For the creation of UmlsBert, we used the pytorch and the huggingface library.

However, at the present time, in order to use UmlsBERT architecture, you will need to use the code that we provide in the Github repo.

As for the pre-trained weights of UmlsBERT we provide a link in the README where you can download them.

From our experiments, we observed that the best input embeddings were created when we use the standard BERT embedding (Token, Segment, Position) and the Semantic Type Embedding that we introduce in this architecture

HodaMemar commented 2 years ago

Hello I want to work with UmlsBERT on the huggingface. there are two UmlsBert on the huggingface:

https://huggingface.co/GanjinZero/UMLSBert_ENG , and cambridgeltl/SapBERT-UMLS-2020AB-all-lang-from-XLMR

I am a beginner in this area. How can I access the embedding of, for example, one concept selected from UMLS after executing this line:

model = AutoModel.from_pretrained("GanjinZero/UMLSBert_ENG")

I will be thankful if you help me with this issue.

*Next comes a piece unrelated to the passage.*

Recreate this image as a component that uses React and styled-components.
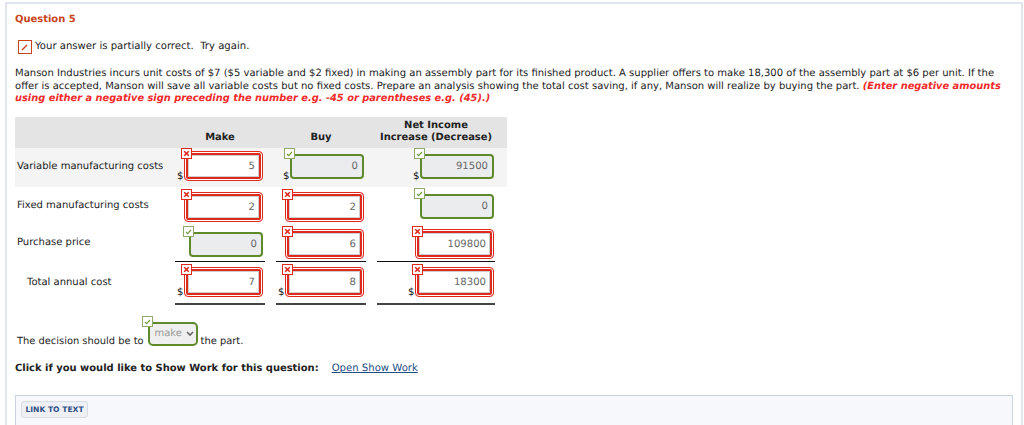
import React from 'react'
import styled, { createGlobalStyle } from 'styled-components'

const GlobalStyle = createGlobalStyle`
  html, body { margin: 0; padding: 0; background: #fff; }
  body { font-family: "DejaVu Sans", Verdana, sans-serif; font-size: 10.1px; color: #222; text-rendering: geometricPrecision; }
  b { font-size: 9.95px; }
`
const Page = styled.div`
  width: 1024px;
  height: 425px;
  overflow: hidden;
  box-sizing: border-box;
  padding: 2px 1px 0 5px;
`
const Card = styled.div`
  border: 2px solid #dfe6ef;
  border-bottom: none;
  height: 423px;
  box-sizing: border-box;
  padding: 9px 8px 0 8px;
  background: #fff;
`
const Title = styled.h2`
  margin: 0;
  font-size: 9.95px;
  line-height: 14px;
  font-weight: bold;
  color: #c8441a;
`
const Status = styled.div`
  display: flex;
  align-items: center;
  gap: 3px;
  margin: 13px 0 0 3px;
  height: 14px;
  line-height: 14px;
`
const Prompt = styled.p`
  margin: 14px 0 0;
  height: 38px;
  font-size: 10.03px;
  line-height: 12.7px;
`
const Hint = styled.b`
  color: #f02a2a;
  font-style: italic;
  font-size: 9.85px;
`
const Table = styled.div`
  display: grid;
  grid-template-columns: 160px 101px 101px 130px;
  width: 492px;
  margin-top: 11px;
`
const Head = styled.div`
  grid-column: 1 / -1;
  display: grid;
  grid-template-columns: subgrid;
  height: 31px;
  background: #e4e4e4;
  font-weight: bold;
  font-size: 9.95px;
`
const HeadCell = styled.div`
  display: flex;
  align-items: flex-end;
  justify-content: center;
  text-align: center;
  line-height: 12px;
  padding: 0 ${p => p.$right || 0}px 4px 0;
`
const Row = styled.div`
  grid-column: 1 / -1;
  display: grid;
  grid-template-columns: subgrid;
  height: ${p => p.$h}px;
  background: ${p => (p.$shade ? '#f4f4f4' : 'transparent')};
`
const Label = styled.div`
  display: flex;
  align-items: center;
  font-size: 10px;
  padding-left: ${p => (p.$indent ? 12 : 2)}px;
  height: ${p => p.$h || 36}px;
`
const Cell = styled.div`
  padding-left: ${p => p.$pad}px;
  padding-top: ${p => p.$top || 0}px;
`
const TotalCell = styled.div`
  box-sizing: border-box;
  width: ${p => p.$w}px;
  height: 44px;
  padding: 5px 0 0 ${p => p.$pad}px;
  border-top: 1px solid #111;
  border-bottom: 2px solid #444;
`
const Field = styled.div`
  position: relative;
  box-sizing: border-box;
  width: 79px;
  height: 30px;
  display: flex;
  align-items: center;
  justify-content: flex-end;
  padding-right: 7px;
  border-radius: 4px;
  color: #666;
  background: #fff;
  border: 1px solid #e0291d;
  box-shadow: inset 0 0 0 1px #fff, inset 0 0 0 3px #e0291d, inset 0 0 0 4px #cfcfcf;
`
const OkField = styled.div`
  position: relative;
  box-sizing: border-box;
  width: 74px;
  height: 25px;
  margin: ${p => p.$top ?? 3}px 0 0 5px;
  display: flex;
  align-items: center;
  justify-content: flex-end;
  padding-right: 4px;
  border-radius: 4px;
  color: #666;
  background: #ebecee;
  border: 2px solid #5f8a2c;
`
const Dollar = styled.span`
  position: absolute;
  left: ${p => p.$left}px;
  bottom: ${p => p.$bottom}px;
  line-height: 10px;
  color: #111;
`
const MarkBox = styled.span`
  position: absolute;
  left: ${p => p.$left}px;
  top: ${p => p.$top}px;
  box-sizing: border-box;
  width: 11px;
  height: 11px;
  display: block;
  background: #fff;
  border: 1px solid ${p => (p.$ok ? '#8faa68' : '#e0291d')};
`
const Decision = styled.div`
  display: flex;
  align-items: flex-end;
  margin: 17px 0 0 2px;
  height: 27px;
  font-size: 9.9px;
  line-height: 14px;
`
const Select = styled.div`
  position: relative;
  align-self: flex-start;
  box-sizing: border-box;
  width: 50px;
  height: 24px;
  margin: 0 3px 0 4px;
  padding: 0 0 0 5px;
  display: flex;
  align-items: center;
  gap: 4px;
  color: #999;
  background: #efefef;
  border: 2px solid #5f8a2c;
  border-radius: 5px;
`
const ShowWork = styled.div`
  display: flex;
  margin-top: 13px;
  line-height: 14px;
  gap: 13px;
`
const WorkLink = styled.a`
  color: #1d4f85;
  text-decoration: underline;
`
const TextBar = styled.div`
  margin-top: 19px;
  height: 40px;
  padding: 5px;
  box-sizing: border-box;
  background: #f7f8fb;
  border: 1px solid #ccd3e0;
`
const LinkButton = styled.div`
  display: inline-block;
  box-sizing: border-box;
  width: 67px;
  height: 17px;
  text-align: center;
  font-size: 7.6px;
  line-height: 15px;
  font-weight: bold;
  color: #2f4f86;
  background: #eef0f5;
  border: 1px solid #d8dce5;
  border-radius: 3px;
`

const Mark = ({ ok, left, top }) => (
  <MarkBox $ok={ok} $left={left} $top={top}>
    <svg width="9" height="9" viewBox="0 0 9 9" style={{ display: 'block' }}>
      {ok
        ? <path d="M2 5l1.6 1.6L7 3" fill="none" stroke="#6f9a35" strokeWidth="1.1" />
        : <path d="M2.2 2.2l4.6 4.6M6.8 2.2L2.2 6.8" fill="none" stroke="#e0291d" strokeWidth="1.6" />}
    </svg>
  </MarkBox>
)

const Bad = ({ value, dollar }) => (
  <Field>
    {value}
    {dollar && <Dollar $left={-8} $bottom={-2}>$</Dollar>}
    <Mark left={-4} top={-4} />
  </Field>
)

const Good = ({ value, dollar, top }) => (
  <OkField $top={top}>
    {value}
    {dollar && <Dollar $left={-9} $bottom={-5}>$</Dollar>}
    <Mark ok left={-8} top={-8} />
  </OkField>
)

export default function App() {
  return (
    <Page>
      <GlobalStyle />
      <Card>
        <Title>Question 5</Title>
        <Status>
          <svg width="14" height="14" viewBox="0 0 14 14">
            <rect x="0.5" y="0.5" width="13" height="13" fill="#fff" stroke="#c8441a" />
            <path d="M4 10l5-5" stroke="#c8441a" strokeWidth="1.5" />
          </svg>
          Your answer is partially correct.&nbsp; Try again.
        </Status>
        <Prompt>
          Manson Industries incurs unit costs of $7 ($5 variable and $2 fixed) in making an assembly part for its finished product. A supplier offers to make 18,300 of the assembly part at $6 per unit. If the offer is accepted, Manson will save all variable costs but no fixed costs. Prepare an analysis showing the total cost saving, if any, Manson will realize by buying the part. <Hint>(Enter negative amounts using either a negative sign preceding the number e.g. -45 or parentheses e.g. (45).)</Hint>
        </Prompt>
        <Table>
          <Head>
            <HeadCell />
            <HeadCell $right={11}>Make</HeadCell>
            <HeadCell $right={11}>Buy</HeadCell>
            <HeadCell $right={12}>Net Income<br />Increase (Decrease)</HeadCell>
          </Head>
          <Row $h={39} $shade>
            <Label>Variable manufacturing costs</Label>
            <Cell $pad={9} $top={3}><Bad value="5" dollar /></Cell>
            <Cell $pad={9} $top={3}><Good value="0" dollar /></Cell>
            <Cell $pad={38} $top={3}><Good value="91500" dollar /></Cell>
          </Row>
          <Row $h={38}>
            <Label>Fixed manufacturing costs</Label>
            <Cell $pad={9} $top={5}><Bad value="2" /></Cell>
            <Cell $pad={9} $top={5}><Bad value="2" /></Cell>
            <Cell $pad={38} $top={5}><Good value="0" top={2} /></Cell>
          </Row>
          <Row $h={36}>
            <Label $h={35}>Purchase price</Label>
            <Cell $pad={9} $top={4}><Good value="0" /></Cell>
            <Cell $pad={9} $top={4}><Bad value="6" /></Cell>
            <Cell $pad={38} $top={4}><Bad value="109800" /></Cell>
          </Row>
          <Row $h={44}>
            <Label $indent $h={42}>Total annual cost</Label>
            <TotalCell $w={90} $pad={9}><Bad value="7" dollar /></TotalCell>
            <TotalCell $w={90} $pad={9}><Bad value="8" dollar /></TotalCell>
            <TotalCell $w={118} $pad={38}><Bad value="18300" dollar /></TotalCell>
          </Row>
        </Table>
        <Decision>
          The decision should be to
          <Select>
            make
            <svg width="8" height="6" viewBox="0 0 8 6"><path d="M1 1l3 3 3-3" fill="none" stroke="#666" strokeWidth="1.6" /></svg>
            <Mark ok left={-8} top={-8} />
          </Select>
          the part.
        </Decision>
        <ShowWork>
          <b>Click if you would like to Show Work for this question:</b>
          <WorkLink href="#">Open Show Work</WorkLink>
        </ShowWork>
        <TextBar><LinkButton>LINK TO TEXT</LinkButton></TextBar>
      </Card>
    </Page>
  )
}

GanjinZero commented 2 years ago

Hello I want to work with UmlsBERT on the huggingface. there are two UmlsBert on the huggingface:

https://huggingface.co/GanjinZero/UMLSBert_ENG , and cambridgeltl/SapBERT-UMLS-2020AB-all-lang-from-XLMR

I am a beginner in this area. How can I access the embedding of, for example, one concept selected from UMLS after executing this line:

model = AutoModel.from_pretrained("GanjinZero/UMLSBert_ENG")

I will be thankful if you help me with this issue.

GanjinZero/UMLSBert_ENG refers to https://github.com/GanjinZero/CODER, it has the same name with this repo accidently.

cambridgeltl/SapBERT-UMLS-2020AB-all-lang-from-XLMR is also another model refers to SapBERT.